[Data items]
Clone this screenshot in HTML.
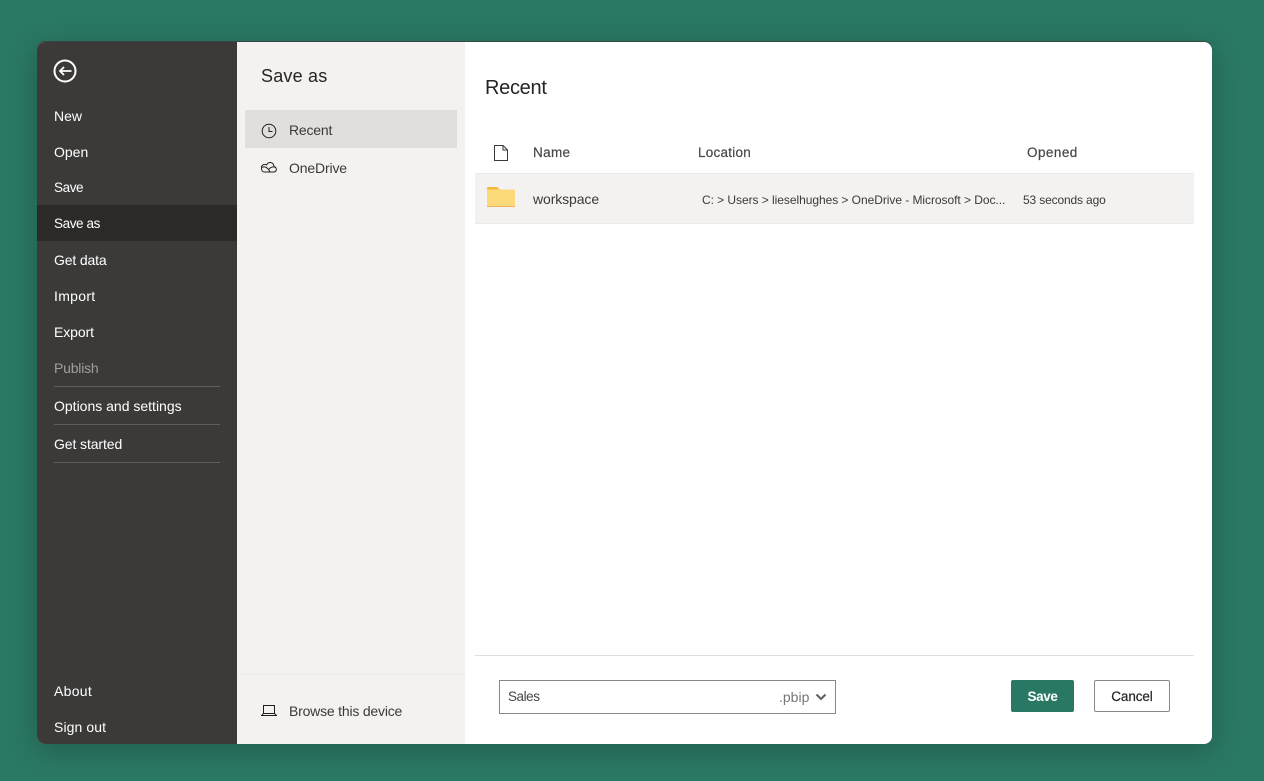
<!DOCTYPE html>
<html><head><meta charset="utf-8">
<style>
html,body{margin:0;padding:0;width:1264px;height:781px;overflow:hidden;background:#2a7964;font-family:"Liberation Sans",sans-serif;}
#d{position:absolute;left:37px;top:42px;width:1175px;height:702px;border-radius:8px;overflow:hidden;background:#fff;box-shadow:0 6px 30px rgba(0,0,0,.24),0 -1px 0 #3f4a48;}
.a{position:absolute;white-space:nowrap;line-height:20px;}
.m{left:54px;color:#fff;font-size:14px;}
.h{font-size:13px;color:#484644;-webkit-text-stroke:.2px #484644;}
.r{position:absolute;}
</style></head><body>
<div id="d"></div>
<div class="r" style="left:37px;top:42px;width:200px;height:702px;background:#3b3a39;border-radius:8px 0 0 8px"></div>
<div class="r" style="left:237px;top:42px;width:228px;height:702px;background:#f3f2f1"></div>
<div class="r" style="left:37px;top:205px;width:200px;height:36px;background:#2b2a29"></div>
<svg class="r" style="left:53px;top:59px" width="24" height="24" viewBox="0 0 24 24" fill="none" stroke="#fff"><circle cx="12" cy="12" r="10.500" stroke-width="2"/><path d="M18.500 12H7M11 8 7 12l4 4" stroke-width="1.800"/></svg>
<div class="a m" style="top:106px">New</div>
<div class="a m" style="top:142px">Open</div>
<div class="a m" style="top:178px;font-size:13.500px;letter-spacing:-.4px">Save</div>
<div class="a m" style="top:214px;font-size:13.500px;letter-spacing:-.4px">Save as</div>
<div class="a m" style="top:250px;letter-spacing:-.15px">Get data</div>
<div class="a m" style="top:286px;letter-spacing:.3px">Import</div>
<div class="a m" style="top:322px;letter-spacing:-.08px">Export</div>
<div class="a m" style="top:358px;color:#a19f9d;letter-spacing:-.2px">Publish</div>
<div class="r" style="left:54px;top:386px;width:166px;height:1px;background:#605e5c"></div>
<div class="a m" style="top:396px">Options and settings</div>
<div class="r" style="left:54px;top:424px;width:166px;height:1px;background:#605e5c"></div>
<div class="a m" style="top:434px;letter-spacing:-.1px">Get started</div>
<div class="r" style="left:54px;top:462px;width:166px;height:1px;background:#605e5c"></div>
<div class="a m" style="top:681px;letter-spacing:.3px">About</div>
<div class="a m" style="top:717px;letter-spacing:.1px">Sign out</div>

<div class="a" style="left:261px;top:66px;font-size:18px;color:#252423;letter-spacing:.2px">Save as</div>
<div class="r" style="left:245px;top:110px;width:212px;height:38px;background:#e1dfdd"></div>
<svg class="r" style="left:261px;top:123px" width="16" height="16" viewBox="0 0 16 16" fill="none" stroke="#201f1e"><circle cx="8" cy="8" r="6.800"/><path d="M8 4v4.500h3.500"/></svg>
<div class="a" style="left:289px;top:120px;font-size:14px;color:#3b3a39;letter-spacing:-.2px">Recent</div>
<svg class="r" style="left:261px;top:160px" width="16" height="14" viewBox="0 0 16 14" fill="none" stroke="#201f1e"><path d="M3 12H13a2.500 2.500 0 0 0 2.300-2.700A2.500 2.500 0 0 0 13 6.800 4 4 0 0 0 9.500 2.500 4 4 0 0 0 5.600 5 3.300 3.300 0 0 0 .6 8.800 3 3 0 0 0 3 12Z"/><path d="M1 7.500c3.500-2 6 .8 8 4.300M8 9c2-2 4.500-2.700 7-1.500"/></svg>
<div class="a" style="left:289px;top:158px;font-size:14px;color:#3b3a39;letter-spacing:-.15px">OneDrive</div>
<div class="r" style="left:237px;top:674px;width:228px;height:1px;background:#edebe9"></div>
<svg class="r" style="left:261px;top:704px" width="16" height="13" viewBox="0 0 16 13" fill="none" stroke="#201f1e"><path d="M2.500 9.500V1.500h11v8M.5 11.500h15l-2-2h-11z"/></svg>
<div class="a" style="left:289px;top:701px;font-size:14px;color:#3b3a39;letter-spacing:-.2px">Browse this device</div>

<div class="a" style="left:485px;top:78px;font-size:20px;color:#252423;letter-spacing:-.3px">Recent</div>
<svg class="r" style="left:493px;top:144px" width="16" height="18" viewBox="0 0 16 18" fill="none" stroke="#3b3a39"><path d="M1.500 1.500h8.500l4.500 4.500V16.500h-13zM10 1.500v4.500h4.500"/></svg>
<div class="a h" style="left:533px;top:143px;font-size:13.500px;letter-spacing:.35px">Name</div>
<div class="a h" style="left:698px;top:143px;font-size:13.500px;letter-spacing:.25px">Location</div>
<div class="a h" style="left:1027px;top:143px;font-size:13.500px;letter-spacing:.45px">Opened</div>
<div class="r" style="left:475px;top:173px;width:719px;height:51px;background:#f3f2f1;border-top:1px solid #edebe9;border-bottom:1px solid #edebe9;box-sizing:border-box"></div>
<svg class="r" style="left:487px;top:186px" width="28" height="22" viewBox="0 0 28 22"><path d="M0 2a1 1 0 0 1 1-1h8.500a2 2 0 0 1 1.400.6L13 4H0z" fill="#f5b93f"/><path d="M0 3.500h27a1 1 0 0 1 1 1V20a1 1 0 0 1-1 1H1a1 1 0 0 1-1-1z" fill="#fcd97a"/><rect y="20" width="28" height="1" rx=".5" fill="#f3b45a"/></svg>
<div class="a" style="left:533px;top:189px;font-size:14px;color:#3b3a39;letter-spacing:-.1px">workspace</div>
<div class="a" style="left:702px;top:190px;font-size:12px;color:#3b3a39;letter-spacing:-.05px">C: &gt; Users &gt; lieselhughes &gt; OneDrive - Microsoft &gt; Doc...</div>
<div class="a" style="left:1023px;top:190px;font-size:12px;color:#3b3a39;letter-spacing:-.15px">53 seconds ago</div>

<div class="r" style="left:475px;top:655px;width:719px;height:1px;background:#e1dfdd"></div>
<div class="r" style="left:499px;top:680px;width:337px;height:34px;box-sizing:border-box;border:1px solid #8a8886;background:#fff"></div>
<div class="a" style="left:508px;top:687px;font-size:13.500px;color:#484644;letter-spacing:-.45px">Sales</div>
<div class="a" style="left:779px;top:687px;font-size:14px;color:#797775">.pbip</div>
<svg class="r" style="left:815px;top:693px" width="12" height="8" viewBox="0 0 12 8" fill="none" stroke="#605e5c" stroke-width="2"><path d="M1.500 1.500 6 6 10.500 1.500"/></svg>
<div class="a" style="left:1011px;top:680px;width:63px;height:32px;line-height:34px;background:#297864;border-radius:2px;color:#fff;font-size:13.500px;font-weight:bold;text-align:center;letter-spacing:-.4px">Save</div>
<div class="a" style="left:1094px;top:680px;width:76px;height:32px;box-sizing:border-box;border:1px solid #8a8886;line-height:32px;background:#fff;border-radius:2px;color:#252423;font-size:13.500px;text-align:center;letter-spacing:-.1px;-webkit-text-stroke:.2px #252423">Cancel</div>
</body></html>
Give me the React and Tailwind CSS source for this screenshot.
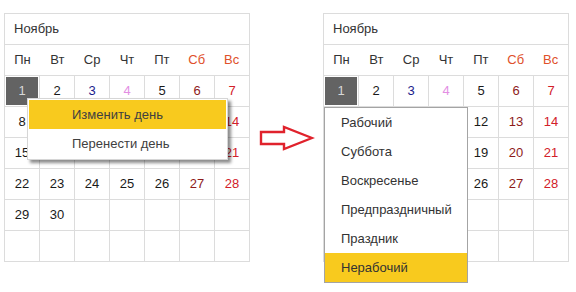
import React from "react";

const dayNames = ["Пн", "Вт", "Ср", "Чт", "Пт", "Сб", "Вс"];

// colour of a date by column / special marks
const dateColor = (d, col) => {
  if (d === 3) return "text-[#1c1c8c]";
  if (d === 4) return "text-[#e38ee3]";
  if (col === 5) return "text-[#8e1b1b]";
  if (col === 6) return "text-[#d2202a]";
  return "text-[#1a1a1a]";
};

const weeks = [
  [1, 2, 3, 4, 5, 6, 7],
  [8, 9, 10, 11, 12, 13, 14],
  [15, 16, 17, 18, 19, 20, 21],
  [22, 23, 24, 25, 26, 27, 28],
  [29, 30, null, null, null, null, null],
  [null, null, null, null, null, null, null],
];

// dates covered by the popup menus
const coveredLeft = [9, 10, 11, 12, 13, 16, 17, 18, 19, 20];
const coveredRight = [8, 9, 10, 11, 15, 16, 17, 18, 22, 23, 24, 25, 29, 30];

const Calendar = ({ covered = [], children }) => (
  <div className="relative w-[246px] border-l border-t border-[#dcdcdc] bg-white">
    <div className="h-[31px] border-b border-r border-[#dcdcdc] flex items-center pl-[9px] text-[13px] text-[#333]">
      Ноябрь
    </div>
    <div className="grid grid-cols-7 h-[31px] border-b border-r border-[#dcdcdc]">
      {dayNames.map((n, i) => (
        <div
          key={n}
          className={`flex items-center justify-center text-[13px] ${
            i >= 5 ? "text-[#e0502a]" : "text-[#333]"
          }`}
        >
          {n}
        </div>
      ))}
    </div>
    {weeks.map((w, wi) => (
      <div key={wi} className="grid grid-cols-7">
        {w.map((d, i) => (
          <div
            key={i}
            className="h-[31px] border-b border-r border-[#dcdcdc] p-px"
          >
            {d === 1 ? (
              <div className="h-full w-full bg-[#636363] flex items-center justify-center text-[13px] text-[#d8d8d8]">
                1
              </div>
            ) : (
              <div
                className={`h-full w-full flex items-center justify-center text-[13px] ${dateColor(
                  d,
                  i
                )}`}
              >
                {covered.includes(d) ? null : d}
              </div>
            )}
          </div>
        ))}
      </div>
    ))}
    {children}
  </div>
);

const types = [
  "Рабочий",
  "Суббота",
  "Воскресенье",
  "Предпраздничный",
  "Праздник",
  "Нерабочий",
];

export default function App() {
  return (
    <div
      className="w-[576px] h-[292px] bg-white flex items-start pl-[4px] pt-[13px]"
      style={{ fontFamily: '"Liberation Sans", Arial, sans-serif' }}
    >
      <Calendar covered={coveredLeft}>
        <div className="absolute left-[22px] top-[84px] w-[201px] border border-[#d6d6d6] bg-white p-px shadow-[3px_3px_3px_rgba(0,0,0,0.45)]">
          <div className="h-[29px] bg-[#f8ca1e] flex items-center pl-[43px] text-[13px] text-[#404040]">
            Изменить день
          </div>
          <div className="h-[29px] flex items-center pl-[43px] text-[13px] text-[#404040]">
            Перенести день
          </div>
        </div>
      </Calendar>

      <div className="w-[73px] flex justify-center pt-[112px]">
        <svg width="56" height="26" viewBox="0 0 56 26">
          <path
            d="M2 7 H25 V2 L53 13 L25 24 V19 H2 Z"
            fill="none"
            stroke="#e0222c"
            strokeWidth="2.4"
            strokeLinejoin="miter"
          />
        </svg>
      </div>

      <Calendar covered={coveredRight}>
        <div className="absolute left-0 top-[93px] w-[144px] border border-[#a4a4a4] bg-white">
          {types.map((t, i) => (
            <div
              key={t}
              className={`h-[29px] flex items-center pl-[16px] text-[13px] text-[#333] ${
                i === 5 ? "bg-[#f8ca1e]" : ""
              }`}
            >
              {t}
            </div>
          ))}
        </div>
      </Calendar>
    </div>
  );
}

**Your task**
Find the lines containing "this" and pull them out.

**Result of the exercise**
Clone this screenshot in HTML.
<div class="a" style="left:289px;top:701px;font-size:14px;color:#3b3a39;letter-spacing:-.2px">Browse this device</div>
Give me the React and Tailwind CSS source for this screenshot.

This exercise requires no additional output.